What is the regex to find any English words for find and replace mode of pywikibot


I wrote the following programme to delink the English words in a ta.wikipedia page. Delink means removal of square brackets which are before and after the English words. I am new to PAWS(pywikibot). It seems that to removal can done by regex(A-Z,a-z). How?

import pywikibot
import re

    site = pywikibot.Site('ta', 'wikipedia')
    page = pywikibot.Page(site, title)
    page.text = page.text.replace('[[Eudicots]]','Eudicots')
    page.save()

Sorry for my English.English is a bridge language for me. I am not asking to debug.But how to avoid the following repeated type of code. for example, the following 26 (alphabet) code helps to remove the [[ brackets.
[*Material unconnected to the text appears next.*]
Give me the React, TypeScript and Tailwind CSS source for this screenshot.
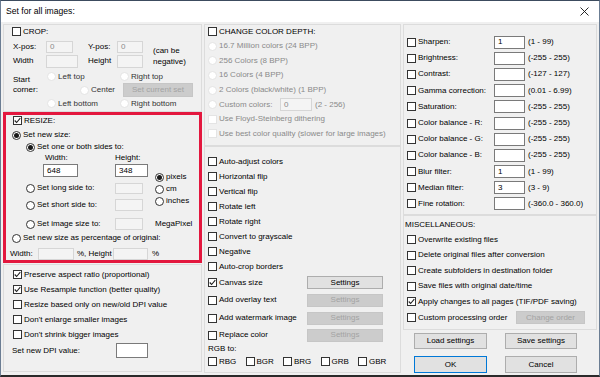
import React from 'react'

type BoxProps = { checked?: boolean; disabled?: boolean }

function Check({ checked = false, disabled = false }: BoxProps) {
    return (
        <span
            className={`flex h-[9px] w-[9px] shrink-0 items-center justify-center border bg-white ${
                disabled ? 'border-[#e4e4e4]' : 'border-[#333333]'
            }`}
        >
            {checked && (
                <svg width="7" height="7" viewBox="0 0 7 7">
                    <path d="M0.7 3.5 L2.6 5.5 L6.3 1.1" fill="none" stroke="#222" strokeWidth="1.1" />
                </svg>
            )}
        </span>
    )
}

function Radio({ checked = false, disabled = false }: BoxProps) {
    return (
        <span
            className={`flex h-[9px] w-[9px] shrink-0 items-center justify-center rounded-full border bg-white ${
                disabled ? 'border-[#e4e4e4]' : 'border-[#333333]'
            }`}
        >
            {checked && <span className="h-[5px] w-[5px] rounded-full bg-[#1a1a1a]" />}
        </span>
    )
}

function Field({ value = '', disabled = false, className = '' }: { value?: string; disabled?: boolean; className?: string }) {
    return (
        <div
            className={`flex shrink-0 items-center border pl-[3px] ${
                disabled ? 'border-[#d6d6d6] bg-[#f4f4f4] text-[#8a8a8a]' : 'border-[#7a7a7a] bg-white text-black'
            } ${className}`}
        >
            {value}
        </div>
    )
}

function Btn({ label, disabled = false, primary = false, className = '' }: { label: string; disabled?: boolean; primary?: boolean; className?: string }) {
    let tone = 'border-[#adadad] bg-[#e1e1e1] text-black'
    if (disabled) tone = 'border-[#c6c6c6] bg-[#cccccc] text-[#a3a3a3]'
    if (primary) tone = 'border-[#0078d7] bg-[#e1e1e1] text-black'
    return <div className={`flex shrink-0 items-center justify-center border ${tone} ${className}`}>{label}</div>
}

function CheckLine({ label, checked, disabled, className = '' }: { label: string; checked?: boolean; disabled?: boolean; className?: string }) {
    return (
        <div className={`flex items-center gap-[2px] whitespace-nowrap ${disabled ? 'text-[#8a8a8a]' : ''} ${className}`}>
            <Check checked={checked} disabled={disabled} />
            <span>{label}</span>
        </div>
    )
}

// dim = faint control with normal-looking label (the crop corner radios)
function RadioLine({
    label,
    checked,
    disabled,
    dim,
    className = '',
}: {
    label: string
    checked?: boolean
    disabled?: boolean
    dim?: boolean
    className?: string
}) {
    return (
        <div
            className={`flex items-center gap-[2px] whitespace-nowrap ${disabled ? 'text-[#8a8a8a]' : ''} ${
                dim ? 'text-[#333333]' : ''
            } ${className}`}
        >
            <Radio checked={checked} disabled={disabled || dim} />
            <span>{label}</span>
        </div>
    )
}

const filters = [
    { label: 'Sharpen:', value: '1', range: '(1 - 99)' },
    { label: 'Brightness:', value: '', range: '(-255 - 255)' },
    { label: 'Contrast:', value: '', range: '(-127 - 127)' },
    { label: 'Gamma correction:', value: '', range: '(0.01 - 6.99)' },
    { label: 'Saturation:', value: '', range: '(-255 - 255)' },
    { label: 'Color balance - R:', value: '', range: '(-255 - 255)' },
    { label: 'Color balance - G:', value: '', range: '(-255 - 255)' },
    { label: 'Color balance - B:', value: '', range: '(-255 - 255)' },
    { label: 'Blur filter:', value: '1', range: '(1 - 99)' },
    { label: 'Median filter:', value: '3', range: '(3 - 9)' },
    { label: 'Fine rotation:', value: '', range: '(-360.0 - 360.0)' },
]

const transforms = [
    'Auto-adjust colors',
    'Horizontal flip',
    'Vertical flip',
    'Rotate left',
    'Rotate right',
    'Convert to grayscale',
    'Negative',
    'Auto-crop borders',
]

const misc = [
    { label: 'Overwrite existing files', checked: false },
    { label: 'Delete original files after conversion', checked: false },
    { label: 'Create subfolders in destination folder', checked: false },
    { label: 'Save files with original date/time', checked: false },
    { label: 'Apply changes to all pages (TIF/PDF saving)', checked: true },
]

export default function App() {
    return (
        <div className="flex h-[377px] w-[600px] flex-col overflow-hidden border-x border-t border-x-[#6b7d93] border-t-[#3c4b5e] border-b-2 border-b-[#2a2a2a] bg-[#f0f0f0] font-['Liberation_Sans',Arial,sans-serif] text-[8px] leading-none text-black">
            {/* title bar */}
            <div className="flex h-[21px] shrink-0 items-center justify-between bg-white pl-[5px] pr-[10px]">
                <span className="text-[8.6px]">Set for all images:</span>
                <svg width="9" height="9" viewBox="0 0 9 9">
                    <path d="M0.5 0.5 L8.5 8.5 M8.5 0.5 L0.5 8.5" stroke="#111" strokeWidth="0.9" />
                </svg>
            </div>

            <div className="flex flex-1 gap-[2px] pl-[2px] pt-[2px]">
                {/* left column */}
                <div className="flex w-[199px] flex-col">
                    <div className="h-[88px] border border-[#dcdcdc] pl-[8px]">
                        <CheckLine label="CROP:" className="h-[13px]" />
                        <div className="mt-[2px] flex">
                            <div className="flex w-[131px] flex-col pl-[1px]">
                                <div className="flex h-[14px] items-center">
                                    <span className="w-[33px]">X-pos:</span>
                                    <Field value="0" disabled className="h-[12px] w-[27px]" />
                                    <span className="ml-[15px] w-[29px]">Y-pos:</span>
                                    <Field value="0" disabled className="h-[12px] w-[26px]" />
                                </div>
                                <div className="flex h-[14px] items-center">
                                    <span className="w-[33px]">Width</span>
                                    <Field disabled className="h-[13px] w-[32px]" />
                                    <span className="ml-[10px] w-[29px]">Height</span>
                                    <Field disabled className="h-[13px] w-[26px]" />
                                </div>
                            </div>
                            <div className="ml-[10px] pt-[5px] leading-[11px]">
                                (can be
                                <br />
                                negative)
                            </div>
                        </div>
                        <div className="mt-[2px] flex pl-[1px]">
                            <div className="w-[34px] pt-[5px] leading-[10px]">
                                Start
                                <br />
                                corner:
                            </div>
                            <div className="flex flex-col">
                                <div className="flex h-[13px] items-center">
                                    <RadioLine label="Left top" dim className="w-[73px]" />
                                    <RadioLine label="Right top" dim />
                                </div>
                                <div className="flex h-[14px] items-center">
                                    <RadioLine label="Center" dim className="ml-[33px] w-[43px]" />
                                    <Btn label="Set current set" disabled className="h-[14px] w-[70px]" />
                                </div>
                                <div className="flex h-[13px] items-center">
                                    <RadioLine label="Left bottom" dim className="w-[73px]" />
                                    <RadioLine label="Right bottom" dim />
                                </div>
                            </div>
                        </div>
                    </div>

                    {/* resize */}
                    <div className="h-[151px] border-[3px] border-[#e3173e] pl-[6px]">
                        <CheckLine label="RESIZE:" checked className="h-[11px] pl-[1px]" />
                        <RadioLine label="Set new size:" checked className="mt-[3px] h-[12px]" />
                        <RadioLine label="Set one or both sides to:" checked className="h-[12px] pl-[14px]" />
                        <div className="flex h-[59px]">
                            <div className="flex w-[143px] flex-col pl-[14px]">
                                <div className="flex h-[10px] items-center">
                                    <span className="ml-[19px] w-[70px]">Width:</span>
                                    <span>Height:</span>
                                </div>
                                <div className="mt-[1px] flex h-[13px] items-center">
                                    <Field value="648" className="ml-[17px] h-[13px] w-[35px]" />
                                    <Field value="348" className="ml-[37px] h-[13px] w-[33px]" />
                                </div>
                                <div className="mt-[4px] flex h-[14px] items-center">
                                    <RadioLine label="Set long side to:" className="w-[89px]" />
                                    <Field disabled className="h-[11px] w-[28px]" />
                                </div>
                                <div className="mt-[3px] flex h-[14px] items-center">
                                    <RadioLine label="Set short side to:" className="w-[89px]" />
                                    <Field disabled className="h-[12px] w-[28px]" />
                                </div>
                            </div>
                            <div className="flex flex-col pt-[18px]">
                                <RadioLine label="pixels" checked className="h-[12px]" />
                                <RadioLine label="cm" className="h-[12px]" />
                                <RadioLine label="inches" className="h-[12px]" />
                            </div>
                        </div>
                        <div className="mt-[5px] flex h-[14px] items-center pl-[14px]">
                            <RadioLine label="Set image size to:" className="w-[89px]" />
                            <Field disabled className="h-[12px] w-[28px]" />
                            <span className="ml-[12px]">MegaPixel</span>
                        </div>
                        <RadioLine label="Set new size as percentage of original:" className="mt-[1px] h-[12px]" />
                        <div className="mt-[4px] flex h-[12px] items-center">
                            <span className="ml-[-2px] w-[28px]">Width:</span>
                            <Field disabled className="h-[12px] w-[36px]" />
                            <span className="ml-[3px] w-[36px]">%, Height</span>
                            <Field disabled className="h-[12px] w-[35px]" />
                            <span className="ml-[4px]">%</span>
                        </div>
                    </div>

                    <div className="mt-[1px] flex h-[108px] flex-col border border-[#dcdcdc] pl-[9px] pt-[2px]">
                        <CheckLine label="Preserve aspect ratio (proportional)" checked className="h-[15px]" />
                        <CheckLine label="Use Resample function (better quality)" checked className="h-[15px]" />
                        <CheckLine label="Resize based only on new/old DPI value" className="h-[15px]" />
                        <CheckLine label="Don't enlarge smaller images" className="h-[15px]" />
                        <CheckLine label="Don't shrink bigger images" className="h-[15px]" />
                        <div className="flex h-[17px] items-center">
                            <span className="ml-[-1px] w-[104px]">Set new DPI value:</span>
                            <Field className="h-[15px] w-[32px]" />
                        </div>
                    </div>
                </div>

                {/* middle column */}
                <div className="flex w-[197px] flex-col">
                    <div className="h-[122px] border border-[#dcdcdc] pl-[3px]">
                        <CheckLine label="CHANGE COLOR DEPTH:" className="h-[13px]" />
                        <div className="mt-[1px] flex flex-col">
                            <RadioLine label="16.7 Million colors (24 BPP)" disabled className="h-[14.6px]" />
                            <RadioLine label="256 Colors (8 BPP)" disabled className="h-[14.6px]" />
                            <RadioLine label="16 Colors (4 BPP)" disabled className="h-[14.6px]" />
                            <RadioLine label="2 Colors (black/white) (1 BPP)" disabled className="h-[14.6px]" />
                            <div className="flex h-[14.6px] items-center text-[#8a8a8a]">
                                <RadioLine label="Custom colors:" disabled className="w-[72px]" />
                                <Field value="0" disabled className="h-[13px] w-[32px]" />
                                <span className="ml-[3px]">(2 - 256)</span>
                            </div>
                            <CheckLine label="Use Floyd-Steinberg dithering" disabled className="h-[14.6px]" />
                            <CheckLine label="Use best color quality (slower for large images)" disabled className="h-[14.6px]" />
                        </div>
                    </div>
                    <div className="flex h-[227px] flex-col border border-[#dcdcdc] pl-[3px] pt-[7px]">
                        {transforms.map((t) => (
                            <CheckLine key={t} label={t} className="h-[15px]" />
                        ))}
                        <div className="flex h-[17px] items-center">
                            <CheckLine label="Canvas size" checked className="w-[99px]" />
                            <Btn label="Settings" className="h-[13px] w-[76px]" />
                        </div>
                        <div className="flex h-[18px] items-center">
                            <CheckLine label="Add overlay text" className="w-[99px]" />
                            <Btn label="Settings" disabled className="h-[13px] w-[76px]" />
                        </div>
                        <div className="flex h-[18px] items-center">
                            <CheckLine label="Add watermark image" className="w-[99px]" />
                            <Btn label="Settings" disabled className="h-[13px] w-[76px]" />
                        </div>
                        <div className="flex h-[16px] items-center">
                            <CheckLine label="Replace color" className="w-[99px]" />
                            <Btn label="Settings" disabled className="h-[13px] w-[76px]" />
                        </div>
                        <div className="flex h-[11px] items-center">RGB to:</div>
                        <div className="flex h-[15px] items-center">
                            {['RBG', 'BGR', 'BRG', 'GRB', 'GBR'].map((c) => (
                                <CheckLine key={c} label={c} className="w-[37.5px]" />
                            ))}
                        </div>
                    </div>
                </div>

                {/* right column */}
                <div className="flex w-[194px] flex-col">
                    <div className="h-[191px] border border-[#dcdcdc] pl-[3px] pt-[9px]">
                        {filters.map((f) => (
                            <div key={f.label} className="flex h-[16.2px] items-center">
                                <CheckLine label={f.label} className="w-[87px]" />
                                <Field value={f.value} className="h-[13px] w-[31px]" />
                                <span className="ml-[3px]">{f.range}</span>
                            </div>
                        ))}
                    </div>
                    <div className="h-[115px] border border-[#dcdcdc] pl-[1px] pt-[2px]">
                        <div className="flex h-[14px] items-center">MISCELLANEOUS:</div>
                        <div className="flex flex-col pl-[2px]">
                            {misc.map((m) => (
                                <CheckLine key={m.label} label={m.label} checked={m.checked} className="h-[15.5px]" />
                            ))}
                            <div className="flex h-[16px] items-center">
                                <CheckLine label="Custom processing order" className="w-[109px]" />
                                <Btn label="Change order" disabled className="h-[13px] w-[69px]" />
                            </div>
                        </div>
                    </div>
                    <div className="mt-[3px] flex flex-col gap-[7px] pl-[11px]">
                        <div className="flex gap-[18px]">
                            <Btn label="Load settings" className="h-[16px] w-[73px]" />
                            <Btn label="Save settings" className="h-[16px] w-[72px]" />
                        </div>
                        <div className="flex gap-[18px]">
                            <Btn label="OK" primary className="h-[17px] w-[73px]" />
                            <Btn label="Cancel" className="h-[17px] w-[72px]" />
                        </div>
                    </div>
                </div>
            </div>
        </div>
    )
}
page.text = page.text.replace('[[A','A')
page.text = page.text.replace('[[B','B')
page.text = page.text.replace('[[C','C')
likewise, A to Z
page.text = page.text.replace('[[X','X')
page.text = page.text.replace('[[Y','Y')
page.text = page.text.replace('[[Z','Z')

Then i have to remove lowercase which is always at the end of a word. Because, every word ends in lowercase. to remove lowercase, i have to write the following code,

    page.text = page.text.replace('a]]','a')
    page.text = page.text.replace('b]]','b')
    page.text = page.text.replace('c]]','c')
    page.text = page.text.replace('d]]','d')
     (likewise, for all the 26 English letters)
    page.text = page.text.replace('x]]','x')
    page.text = page.text.replace('y]]','y')

I think this is not good coding. So i want to use regex. I hope that i furnished the need for the wikimedia project.

In other words, I want to remove English word's brackets only not the English words.


Solution

  • Some PCRE-compatible regular expression libraries can match character classes based on their Unicode properties (e.g. \p{Latin} would match any character of a Latin script), but Python's re module does not. There are other Python modules which you could use instead (this answer has the details) but as long as you are only looking for ASCII characters it's easier to build your own character class: [A-Za-z] will match a single character which is within those ranges, and re.sub('([A-Za-z])]]', '\\1', text) will keep that character and discard the brackets.